Quote the listing in full, exactly as given, minus any pictures.
== == ==
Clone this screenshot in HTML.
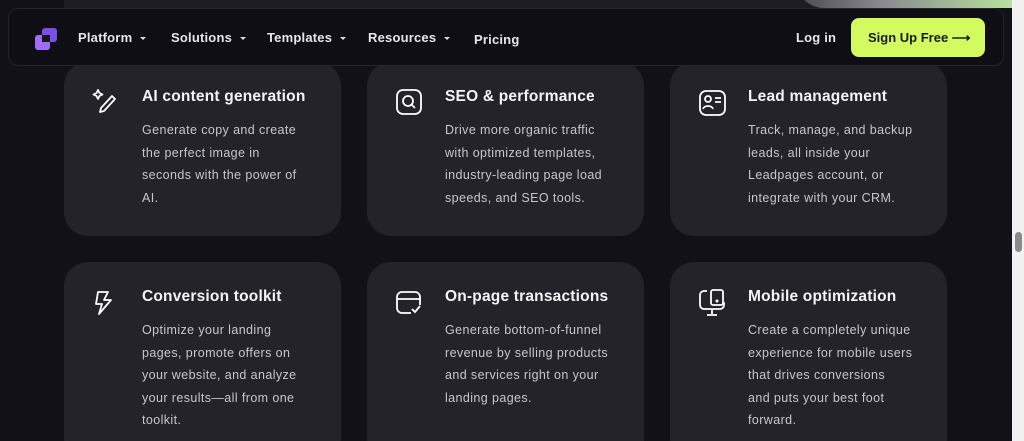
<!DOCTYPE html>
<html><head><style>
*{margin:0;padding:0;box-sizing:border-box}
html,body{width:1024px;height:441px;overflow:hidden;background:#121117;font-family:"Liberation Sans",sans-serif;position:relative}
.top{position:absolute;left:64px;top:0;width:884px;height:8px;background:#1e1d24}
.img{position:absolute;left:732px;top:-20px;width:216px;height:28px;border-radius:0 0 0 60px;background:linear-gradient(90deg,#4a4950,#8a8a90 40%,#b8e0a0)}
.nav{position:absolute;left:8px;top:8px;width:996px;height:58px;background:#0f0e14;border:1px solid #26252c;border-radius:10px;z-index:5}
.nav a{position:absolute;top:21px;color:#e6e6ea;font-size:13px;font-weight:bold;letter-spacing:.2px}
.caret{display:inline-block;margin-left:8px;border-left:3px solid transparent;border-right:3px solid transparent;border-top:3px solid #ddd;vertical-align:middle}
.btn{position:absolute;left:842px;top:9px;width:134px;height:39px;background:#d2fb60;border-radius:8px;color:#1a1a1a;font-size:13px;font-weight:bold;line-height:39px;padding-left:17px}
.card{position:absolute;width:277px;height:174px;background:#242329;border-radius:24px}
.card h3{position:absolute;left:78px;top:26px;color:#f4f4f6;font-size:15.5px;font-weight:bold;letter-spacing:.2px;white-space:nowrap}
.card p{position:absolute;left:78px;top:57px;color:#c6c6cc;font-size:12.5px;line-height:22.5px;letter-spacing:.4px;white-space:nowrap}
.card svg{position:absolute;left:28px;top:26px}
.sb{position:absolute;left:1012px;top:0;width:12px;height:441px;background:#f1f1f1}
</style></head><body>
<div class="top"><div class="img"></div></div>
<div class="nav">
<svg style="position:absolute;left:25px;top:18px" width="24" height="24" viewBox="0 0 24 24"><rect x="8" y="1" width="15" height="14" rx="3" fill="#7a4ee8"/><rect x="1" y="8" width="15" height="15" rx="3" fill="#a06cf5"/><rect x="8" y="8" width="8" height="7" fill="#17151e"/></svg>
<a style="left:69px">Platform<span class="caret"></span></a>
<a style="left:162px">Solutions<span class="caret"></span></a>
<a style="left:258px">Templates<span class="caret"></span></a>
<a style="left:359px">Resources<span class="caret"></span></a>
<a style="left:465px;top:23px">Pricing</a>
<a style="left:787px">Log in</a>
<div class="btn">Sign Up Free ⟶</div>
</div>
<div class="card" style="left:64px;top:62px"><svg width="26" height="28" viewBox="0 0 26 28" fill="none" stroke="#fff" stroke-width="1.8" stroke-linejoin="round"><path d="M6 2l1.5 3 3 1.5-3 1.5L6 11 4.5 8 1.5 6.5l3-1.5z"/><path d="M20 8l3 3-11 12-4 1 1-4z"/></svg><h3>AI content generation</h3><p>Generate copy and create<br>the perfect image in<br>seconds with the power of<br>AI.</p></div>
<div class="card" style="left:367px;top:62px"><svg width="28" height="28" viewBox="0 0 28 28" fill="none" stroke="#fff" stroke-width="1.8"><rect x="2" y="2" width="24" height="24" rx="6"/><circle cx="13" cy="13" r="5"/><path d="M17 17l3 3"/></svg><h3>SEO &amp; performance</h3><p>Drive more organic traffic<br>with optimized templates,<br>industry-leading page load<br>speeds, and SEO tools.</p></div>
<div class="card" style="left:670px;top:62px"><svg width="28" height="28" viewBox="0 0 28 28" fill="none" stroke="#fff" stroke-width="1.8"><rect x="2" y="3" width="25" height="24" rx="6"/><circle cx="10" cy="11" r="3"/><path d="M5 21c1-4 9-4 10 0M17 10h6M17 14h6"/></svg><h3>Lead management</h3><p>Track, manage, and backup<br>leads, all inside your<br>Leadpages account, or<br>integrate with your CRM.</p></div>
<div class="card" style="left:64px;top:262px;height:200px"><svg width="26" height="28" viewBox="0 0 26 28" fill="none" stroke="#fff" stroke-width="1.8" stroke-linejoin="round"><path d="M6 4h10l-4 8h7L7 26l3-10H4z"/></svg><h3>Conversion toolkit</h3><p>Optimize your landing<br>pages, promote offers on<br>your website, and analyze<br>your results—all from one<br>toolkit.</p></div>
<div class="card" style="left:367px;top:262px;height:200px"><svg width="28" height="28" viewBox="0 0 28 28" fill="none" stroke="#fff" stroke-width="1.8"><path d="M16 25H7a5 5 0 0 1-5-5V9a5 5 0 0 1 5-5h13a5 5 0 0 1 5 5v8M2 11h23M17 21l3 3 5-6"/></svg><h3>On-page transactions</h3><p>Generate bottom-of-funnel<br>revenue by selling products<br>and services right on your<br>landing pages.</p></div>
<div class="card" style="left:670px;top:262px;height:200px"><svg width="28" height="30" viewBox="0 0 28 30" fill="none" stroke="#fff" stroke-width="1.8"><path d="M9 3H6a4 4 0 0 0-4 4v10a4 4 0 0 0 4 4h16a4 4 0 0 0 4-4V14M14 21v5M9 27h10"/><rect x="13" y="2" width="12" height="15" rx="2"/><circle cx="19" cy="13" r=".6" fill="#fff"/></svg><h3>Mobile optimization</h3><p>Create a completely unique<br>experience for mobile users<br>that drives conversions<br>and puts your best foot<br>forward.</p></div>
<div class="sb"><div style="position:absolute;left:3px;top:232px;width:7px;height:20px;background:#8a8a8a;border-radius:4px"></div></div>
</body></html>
== == ==
**Full output**
Clone this screenshot in HTML.
<!DOCTYPE html>
<html><head><style>
*{margin:0;padding:0;box-sizing:border-box}
html,body{width:1024px;height:441px;overflow:hidden;background:#121117;font-family:"Liberation Sans",sans-serif;position:relative}
.top{position:absolute;left:64px;top:0;width:884px;height:8px;background:#1e1d24}
.img{position:absolute;left:732px;top:-20px;width:216px;height:28px;border-radius:0 0 0 60px;background:linear-gradient(90deg,#4a4950,#8a8a90 40%,#b8e0a0)}
.nav{position:absolute;left:8px;top:8px;width:996px;height:58px;background:#0f0e14;border:1px solid #26252c;border-radius:10px;z-index:5}
.nav a{position:absolute;top:21px;color:#e6e6ea;font-size:13px;font-weight:bold;letter-spacing:.2px}
.caret{display:inline-block;margin-left:8px;border-left:3px solid transparent;border-right:3px solid transparent;border-top:3px solid #ddd;vertical-align:middle}
.btn{position:absolute;left:842px;top:9px;width:134px;height:39px;background:#d2fb60;border-radius:8px;color:#1a1a1a;font-size:13px;font-weight:bold;line-height:39px;padding-left:17px}
.card{position:absolute;width:277px;height:174px;background:#242329;border-radius:24px}
.card h3{position:absolute;left:78px;top:26px;color:#f4f4f6;font-size:15.5px;font-weight:bold;letter-spacing:.2px;white-space:nowrap}
.card p{position:absolute;left:78px;top:57px;color:#c6c6cc;font-size:12.5px;line-height:22.5px;letter-spacing:.4px;white-space:nowrap}
.card svg{position:absolute;left:28px;top:26px}
.sb{position:absolute;left:1012px;top:0;width:12px;height:441px;background:#f1f1f1}
</style></head><body>
<div class="top"><div class="img"></div></div>
<div class="nav">
<svg style="position:absolute;left:25px;top:18px" width="24" height="24" viewBox="0 0 24 24"><rect x="8" y="1" width="15" height="14" rx="3" fill="#7a4ee8"/><rect x="1" y="8" width="15" height="15" rx="3" fill="#a06cf5"/><rect x="8" y="8" width="8" height="7" fill="#17151e"/></svg>
<a style="left:69px">Platform<span class="caret"></span></a>
<a style="left:162px">Solutions<span class="caret"></span></a>
<a style="left:258px">Templates<span class="caret"></span></a>
<a style="left:359px">Resources<span class="caret"></span></a>
<a style="left:465px;top:23px">Pricing</a>
<a style="left:787px">Log in</a>
<div class="btn">Sign Up Free ⟶</div>
</div>
<div class="card" style="left:64px;top:62px"><svg width="26" height="28" viewBox="0 0 26 28" fill="none" stroke="#fff" stroke-width="1.8" stroke-linejoin="round"><path d="M6 2l1.5 3 3 1.5-3 1.5L6 11 4.5 8 1.5 6.5l3-1.5z"/><path d="M20 8l3 3-11 12-4 1 1-4z"/></svg><h3>AI content generation</h3><p>Generate copy and create<br>the perfect image in<br>seconds with the power of<br>AI.</p></div>
<div class="card" style="left:367px;top:62px"><svg width="28" height="28" viewBox="0 0 28 28" fill="none" stroke="#fff" stroke-width="1.8"><rect x="2" y="2" width="24" height="24" rx="6"/><circle cx="13" cy="13" r="5"/><path d="M17 17l3 3"/></svg><h3>SEO &amp; performance</h3><p>Drive more organic traffic<br>with optimized templates,<br>industry-leading page load<br>speeds, and SEO tools.</p></div>
<div class="card" style="left:670px;top:62px"><svg width="28" height="28" viewBox="0 0 28 28" fill="none" stroke="#fff" stroke-width="1.8"><rect x="2" y="3" width="25" height="24" rx="6"/><circle cx="10" cy="11" r="3"/><path d="M5 21c1-4 9-4 10 0M17 10h6M17 14h6"/></svg><h3>Lead management</h3><p>Track, manage, and backup<br>leads, all inside your<br>Leadpages account, or<br>integrate with your CRM.</p></div>
<div class="card" style="left:64px;top:262px;height:200px"><svg width="26" height="28" viewBox="0 0 26 28" fill="none" stroke="#fff" stroke-width="1.8" stroke-linejoin="round"><path d="M6 4h10l-4 8h7L7 26l3-10H4z"/></svg><h3>Conversion toolkit</h3><p>Optimize your landing<br>pages, promote offers on<br>your website, and analyze<br>your results—all from one<br>toolkit.</p></div>
<div class="card" style="left:367px;top:262px;height:200px"><svg width="28" height="28" viewBox="0 0 28 28" fill="none" stroke="#fff" stroke-width="1.8"><path d="M16 25H7a5 5 0 0 1-5-5V9a5 5 0 0 1 5-5h13a5 5 0 0 1 5 5v8M2 11h23M17 21l3 3 5-6"/></svg><h3>On-page transactions</h3><p>Generate bottom-of-funnel<br>revenue by selling products<br>and services right on your<br>landing pages.</p></div>
<div class="card" style="left:670px;top:262px;height:200px"><svg width="28" height="30" viewBox="0 0 28 30" fill="none" stroke="#fff" stroke-width="1.8"><path d="M9 3H6a4 4 0 0 0-4 4v10a4 4 0 0 0 4 4h16a4 4 0 0 0 4-4V14M14 21v5M9 27h10"/><rect x="13" y="2" width="12" height="15" rx="2"/><circle cx="19" cy="13" r=".6" fill="#fff"/></svg><h3>Mobile optimization</h3><p>Create a completely unique<br>experience for mobile users<br>that drives conversions<br>and puts your best foot<br>forward.</p></div>
<div class="sb"><div style="position:absolute;left:3px;top:232px;width:7px;height:20px;background:#8a8a8a;border-radius:4px"></div></div>
</body></html>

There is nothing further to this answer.